Georgia’s self-confidence waned as she watched herself replaced by Dorothy Norman. I wonder if it caused her to think about Emmy, Alfred’s first wife. Georgia’s subsequent mental breakdown caused Alfred both grief and guilt and he returned her to the centre of his emotional life. His romantic involvement with Dorothy diminished from this time onwards. Although she had seemed to stoically accept her husband’s infidelity, the price she paid was high. Georgia was tormented by her husband’s infidelity. She was 46 when she acknowledged her need for reciprocated love. She wrote “If the past year or two has taught me anything it is that my plot of earth must be tended with absurd care – by myself first – and if second by someone else, it must be with absolute trust – their thinking carefully and knowing what they do – it seems it would be very difficult for me to live if it were wrecked again just now”.
After Alfred’s death Georgia unleashed her rage at Dorothy at last. She informed her that her relationship with her husband was “absolutely disgusting”.
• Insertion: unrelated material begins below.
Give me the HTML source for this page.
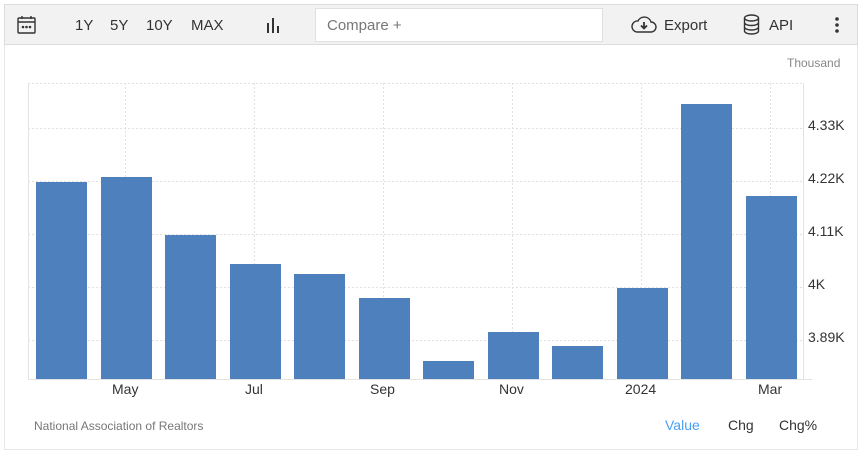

Adultery is a travesty of marriage. If one person favours infidelity as a way of improving their selfish life whilst the other favours monogamy and the sacrifices it requires, the only consequence can be torment of one kind or another unless the differences can be reconciled. But, I consider them to be irreconcilable. I don’t think, not for me anyway, that there can be a re-working of monogamy. Social tolerance of adultery cannot be translated into individual tolerance. People’s feelings are valuable things that should not be trampled upon. I don’t know anything worse than betrayal for trampling upon people’s feelings. There is no pain free adultery.